→ STATED GOAL
Return each line holding the string "styles".

→ SOURCE DATA
## Start

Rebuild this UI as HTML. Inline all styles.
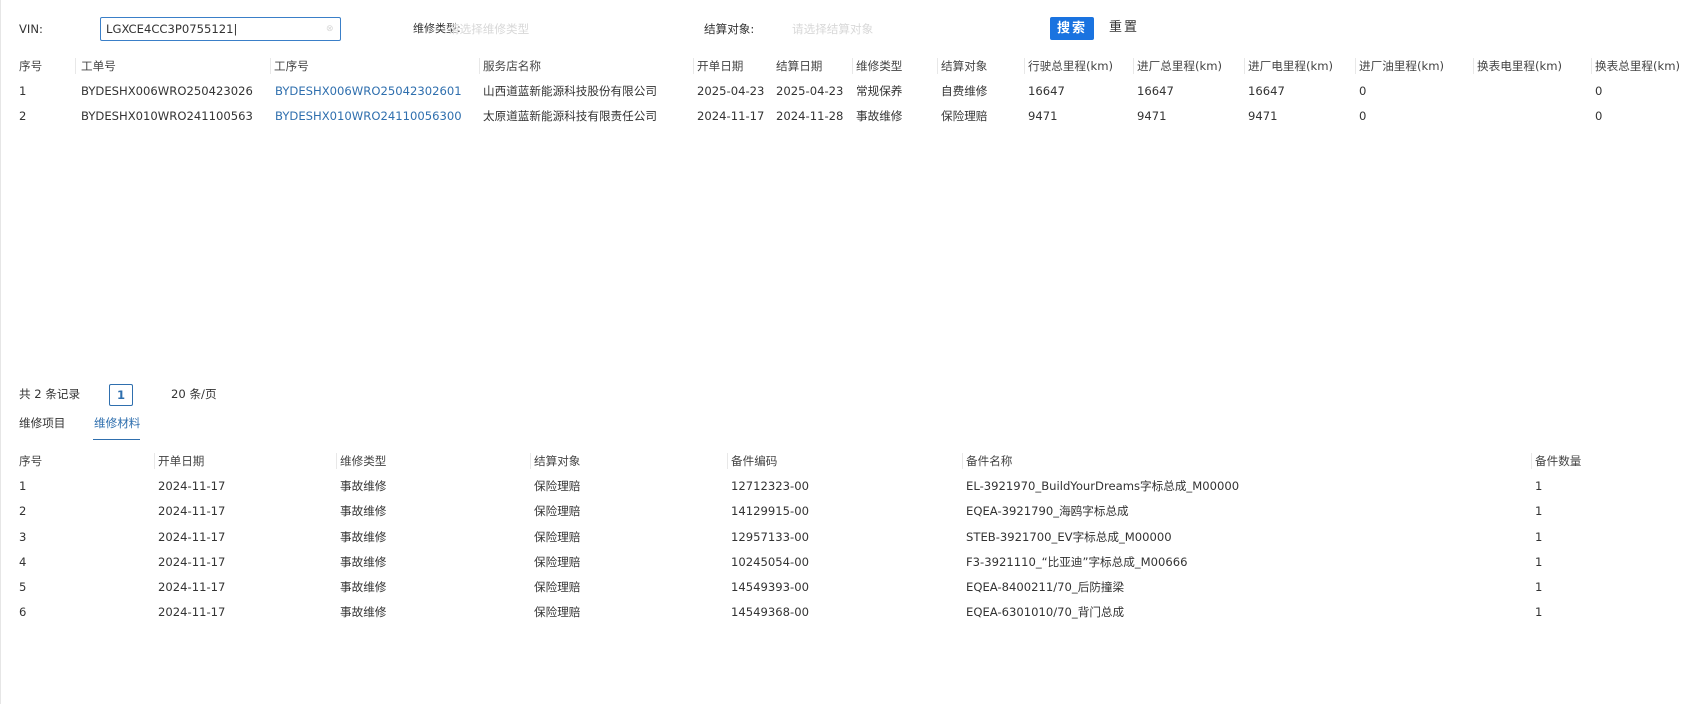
<!DOCTYPE html><html><head><meta charset="utf-8"><style>
body{margin:0;width:1685px;height:704px;background:#fff;font-family:"DejaVu Sans","Noto Sans CJK SC",sans-serif;font-size:11.6px;color:#333;position:relative;overflow:hidden}
.t{position:absolute;white-space:nowrap;line-height:14px}
.g{color:#d8d8d8}.b{color:#2f6fae}.h{color:#444}
.sep{position:absolute;width:1px;height:16px;background:#e8e8e8}
</style></head><body>
<div style="position:absolute;left:0;top:0;width:1px;height:704px;background:#e6e6e6"></div>
<div class="t" style="left:19px;top:22px">VIN:</div>
<div style="position:absolute;left:100px;top:17px;width:239px;height:22px;border:1px solid #3a7fc8;border-radius:2px"></div>
<div class="t" style="left:106px;top:22px">LGXCE4CC3P0755121|</div>
<div class="t g" style="left:326px;top:22px;font-size:9px">⊗</div>
<div class="t" style="left:413px;top:22px;font-size:11px">维修类型:</div>
<div class="t g" style="left:448px;top:22px">请选择维修类型</div>
<div class="t" style="left:704px;top:22px">结算对象:</div>
<div class="t g" style="left:792px;top:22px">请选择结算对象</div>
<div style="position:absolute;left:1050px;top:17px;width:44px;height:23px;background:#1a73e0;border-radius:2px;color:#fff;text-align:center;line-height:23px;font-size:13px;font-weight:bold;letter-spacing:2px">搜索</div>
<div class="t" style="left:1109px;top:21px;font-size:13px;letter-spacing:2px">重置</div>

<div class="t h" style="left:19px;top:59px">序号</div>
<div class="sep" style="left:75px;top:58px"></div><div class="t h" style="left:81px;top:59px">工单号</div>
<div class="sep" style="left:270px;top:58px"></div><div class="t h" style="left:274px;top:59px">工序号</div>
<div class="sep" style="left:479px;top:58px"></div><div class="t h" style="left:483px;top:59px">服务店名称</div>
<div class="sep" style="left:693px;top:58px"></div><div class="t h" style="left:697px;top:59px">开单日期</div>
<div class="t h" style="left:776px;top:59px">结算日期</div>
<div class="sep" style="left:852px;top:58px"></div><div class="t h" style="left:856px;top:59px">维修类型</div>
<div class="sep" style="left:937px;top:58px"></div><div class="t h" style="left:941px;top:59px">结算对象</div>
<div class="sep" style="left:1024px;top:58px"></div><div class="t h" style="left:1028px;top:59px">行驶总里程(km)</div>
<div class="sep" style="left:1133px;top:58px"></div><div class="t h" style="left:1137px;top:59px">进厂总里程(km)</div>
<div class="sep" style="left:1244px;top:58px"></div><div class="t h" style="left:1248px;top:59px">进厂电里程(km)</div>
<div class="sep" style="left:1355px;top:58px"></div><div class="t h" style="left:1359px;top:59px">进厂油里程(km)</div>
<div class="sep" style="left:1473px;top:58px"></div><div class="t h" style="left:1477px;top:59px">换表电里程(km)</div>
<div class="sep" style="left:1591px;top:58px"></div><div class="t h" style="left:1595px;top:59px">换表总里程(km)</div>

<div class="t" style="left:19px;top:84px">1</div><div class="t" style="left:81px;top:84px">BYDESHX006WRO250423026</div><div class="t b" style="left:275px;top:84px">BYDESHX006WRO25042302601</div><div class="t" style="left:483px;top:84px">山西道蓝新能源科技股份有限公司</div><div class="t" style="left:697px;top:84px">2025-04-23</div><div class="t" style="left:776px;top:84px">2025-04-23</div><div class="t" style="left:856px;top:84px">常规保养</div><div class="t" style="left:941px;top:84px">自费维修</div><div class="t" style="left:1028px;top:84px">16647</div><div class="t" style="left:1137px;top:84px">16647</div><div class="t" style="left:1248px;top:84px">16647</div><div class="t" style="left:1359px;top:84px">0</div><div class="t" style="left:1595px;top:84px">0</div>
<div class="t" style="left:19px;top:109px">2</div><div class="t" style="left:81px;top:109px">BYDESHX010WRO241100563</div><div class="t b" style="left:275px;top:109px">BYDESHX010WRO24110056300</div><div class="t" style="left:483px;top:109px">太原道蓝新能源科技有限责任公司</div><div class="t" style="left:697px;top:109px">2024-11-17</div><div class="t" style="left:776px;top:109px">2024-11-28</div><div class="t" style="left:856px;top:109px">事故维修</div><div class="t" style="left:941px;top:109px">保险理赔</div><div class="t" style="left:1028px;top:109px">9471</div><div class="t" style="left:1137px;top:109px">9471</div><div class="t" style="left:1248px;top:109px">9471</div><div class="t" style="left:1359px;top:109px">0</div><div class="t" style="left:1595px;top:109px">0</div>

<div class="t" style="left:19px;top:387px">共 2 条记录</div>
<div style="position:absolute;left:109px;top:384px;width:22px;height:20px;border:1px solid #2f6fae;border-radius:2px;color:#2f6fae;font-weight:bold;text-align:center;line-height:20px">1</div>
<div class="t" style="left:171px;top:387px">20 条/页</div>
<div class="t" style="left:19px;top:416px">维修项目</div>
<div class="t b" style="left:94px;top:416px">维修材料</div>
<div style="position:absolute;left:93px;top:439px;width:47px;height:1px;background:#2f6fae"></div>

<div class="t h" style="left:19px;top:454px">序号</div>
<div class="sep" style="left:154px;top:453px"></div><div class="t h" style="left:158px;top:454px">开单日期</div>
<div class="sep" style="left:336px;top:453px"></div><div class="t h" style="left:340px;top:454px">维修类型</div>
<div class="sep" style="left:530px;top:453px"></div><div class="t h" style="left:534px;top:454px">结算对象</div>
<div class="sep" style="left:727px;top:453px"></div><div class="t h" style="left:731px;top:454px">备件编码</div>
<div class="sep" style="left:962px;top:453px"></div><div class="t h" style="left:966px;top:454px">备件名称</div>
<div class="sep" style="left:1531px;top:453px"></div><div class="t h" style="left:1535px;top:454px">备件数量</div>

<div class="t" style="left:19px;top:479px">1</div><div class="t" style="left:158px;top:479px">2024-11-17</div><div class="t" style="left:340px;top:479px">事故维修</div><div class="t" style="left:534px;top:479px">保险理赔</div><div class="t" style="left:731px;top:479px">12712323-00</div><div class="t" style="left:966px;top:479px">EL-3921970_BuildYourDreams字标总成_M00000</div><div class="t" style="left:1535px;top:479px">1</div>
<div class="t" style="left:19px;top:504px">2</div><div class="t" style="left:158px;top:504px">2024-11-17</div><div class="t" style="left:340px;top:504px">事故维修</div><div class="t" style="left:534px;top:504px">保险理赔</div><div class="t" style="left:731px;top:504px">14129915-00</div><div class="t" style="left:966px;top:504px">EQEA-3921790_海鸥字标总成</div><div class="t" style="left:1535px;top:504px">1</div>
<div class="t" style="left:19px;top:530px">3</div><div class="t" style="left:158px;top:530px">2024-11-17</div><div class="t" style="left:340px;top:530px">事故维修</div><div class="t" style="left:534px;top:530px">保险理赔</div><div class="t" style="left:731px;top:530px">12957133-00</div><div class="t" style="left:966px;top:530px">STEB-3921700_EV字标总成_M00000</div><div class="t" style="left:1535px;top:530px">1</div>
<div class="t" style="left:19px;top:555px">4</div><div class="t" style="left:158px;top:555px">2024-11-17</div><div class="t" style="left:340px;top:555px">事故维修</div><div class="t" style="left:534px;top:555px">保险理赔</div><div class="t" style="left:731px;top:555px">10245054-00</div><div class="t" style="left:966px;top:555px">F3-3921110_“比亚迪”字标总成_M00666</div><div class="t" style="left:1535px;top:555px">1</div>
<div class="t" style="left:19px;top:580px">5</div><div class="t" style="left:158px;top:580px">2024-11-17</div><div class="t" style="left:340px;top:580px">事故维修</div><div class="t" style="left:534px;top:580px">保险理赔</div><div class="t" style="left:731px;top:580px">14549393-00</div><div class="t" style="left:966px;top:580px">EQEA-8400211/70_后防撞梁</div><div class="t" style="left:1535px;top:580px">1</div>
<div class="t" style="left:19px;top:605px">6</div><div class="t" style="left:158px;top:605px">2024-11-17</div><div class="t" style="left:340px;top:605px">事故维修</div><div class="t" style="left:534px;top:605px">保险理赔</div><div class="t" style="left:731px;top:605px">14549368-00</div><div class="t" style="left:966px;top:605px">EQEA-6301010/70_背门总成</div><div class="t" style="left:1535px;top:605px">1</div>
</body></html>
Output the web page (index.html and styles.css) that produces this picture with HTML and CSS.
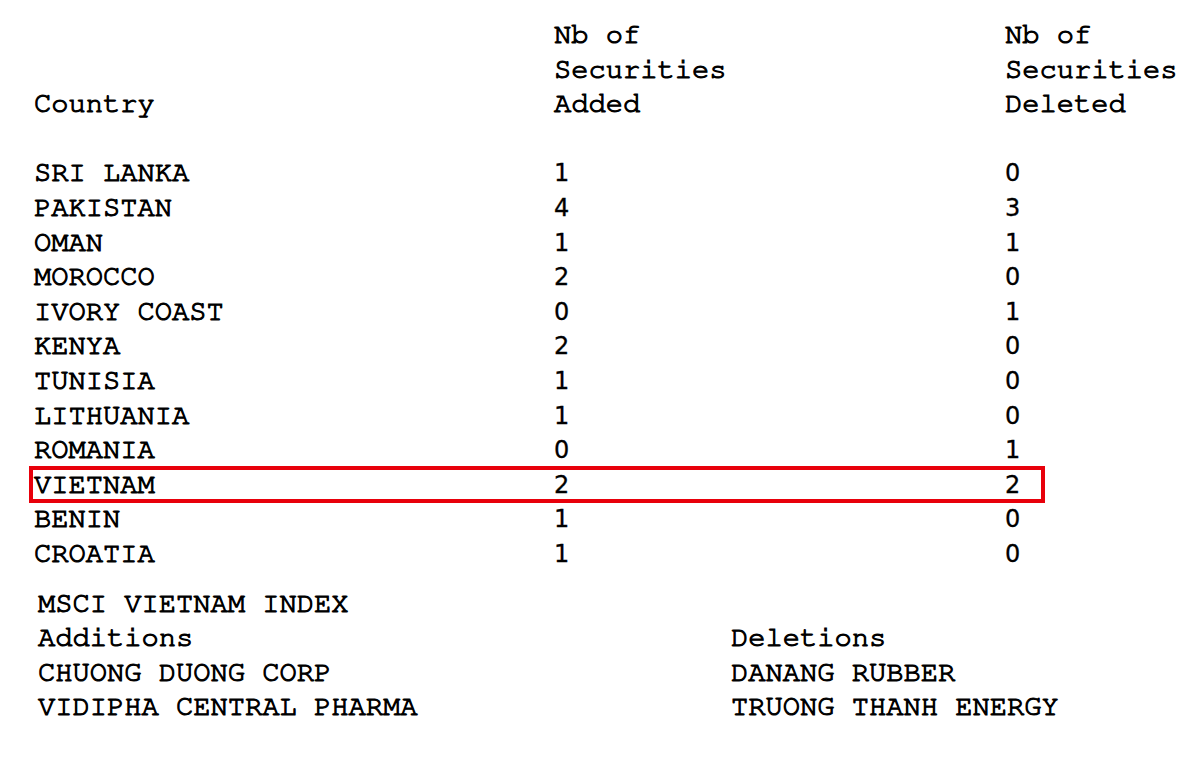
FILE: index.html
```html
<!DOCTYPE html>
<html>
<head>
<meta charset="utf-8">
<link rel="stylesheet" href="styles.css">
</head>
<body>
<div class="page">
  <div class="table">
    <div class="row head">
      <div class="c1"><br><br>Country</div>
      <div class="c2">Nb of<br>Securities<br>Added</div>
      <div class="c3">Nb of<br>Securities<br>Deleted</div>
    </div>
    <div class="row blank"><div class="c1">&nbsp;</div></div>
    <div class="row"><div class="c1">SRI LANKA</div><div class="c2 num">1</div><div class="c3 num">0</div></div>
    <div class="row"><div class="c1">PAKISTAN</div><div class="c2 num">4</div><div class="c3 num">3</div></div>
    <div class="row"><div class="c1">OMAN</div><div class="c2 num">1</div><div class="c3 num">1</div></div>
    <div class="row"><div class="c1">MOROCCO</div><div class="c2 num">2</div><div class="c3 num">0</div></div>
    <div class="row"><div class="c1">IVORY COAST</div><div class="c2 num">0</div><div class="c3 num">1</div></div>
    <div class="row"><div class="c1">KENYA</div><div class="c2 num">2</div><div class="c3 num">0</div></div>
    <div class="row"><div class="c1">TUNISIA</div><div class="c2 num">1</div><div class="c3 num">0</div></div>
    <div class="row"><div class="c1">LITHUANIA</div><div class="c2 num">1</div><div class="c3 num">0</div></div>
    <div class="row"><div class="c1">ROMANIA</div><div class="c2 num">0</div><div class="c3 num">1</div></div>
    <div class="row highlight"><div class="c1">VIETNAM</div><div class="c2 num">2</div><div class="c3 num">2</div></div>
    <div class="row"><div class="c1">BENIN</div><div class="c2 num">1</div><div class="c3 num">0</div></div>
    <div class="row"><div class="c1">CROATIA</div><div class="c2 num">1</div><div class="c3 num">0</div></div>
  </div>
  <div class="index">
    <div class="title">MSCI VIETNAM INDEX</div>
    <div class="lists">
      <div class="list">
        <div>Additions</div>
        <div>CHUONG DUONG CORP</div>
        <div>VIDIPHA CENTRAL PHARMA</div>
      </div>
      <div class="list">
        <div>Deletions</div>
        <div>DANANG RUBBER</div>
        <div>TRUONG THANH ENERGY</div>
      </div>
    </div>
  </div>
</div>
</body>
</html>
```

FILE: styles.css
```css
html, body {
  margin: 0;
  padding: 0;
  background: #ffffff;
}
.page {
  font-family: "Nimbus Mono PS", "Nimbus Mono L", "FreeMono", "Courier", "Courier New", "Liberation Mono", monospace;
  font-size: 28.75px;
  line-height: 34.6px;
  color: #000000;
  -webkit-text-stroke: 1.1px #000000;
  padding: 18px 0 0 34px;
}
.table {
  display: flex;
  flex-direction: column;
}
.row {
  display: grid;
  grid-template-columns: 520px 451px auto;
  position: relative;
  height: 34.6px;
}
.row.head {
  height: auto;
}
.num {
  font-family: "DejaVu Sans", sans-serif;
  font-size: 24px;
  -webkit-text-stroke: 0.3px #000000;
}
.highlight::after {
  content: "";
  position: absolute;
  left: -5px;
  top: -2px;
  width: 1016px;
  height: 37px;
  box-sizing: border-box;
  border: 4px solid #e8000b;
}
.index {
  padding: 15px 0 0 4px;
}
.lists {
  display: grid;
  grid-template-columns: 693px auto;
}
.list {
  display: flex;
  flex-direction: column;
}
```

## End

→ EXERCISE RESPONSE
Rebuild this UI as HTML. Inline all styles.
Output the web page (index.html and styles.css) that produces this picture with HTML and CSS.
<link rel="stylesheet" href="styles.css">
FILE: styles.css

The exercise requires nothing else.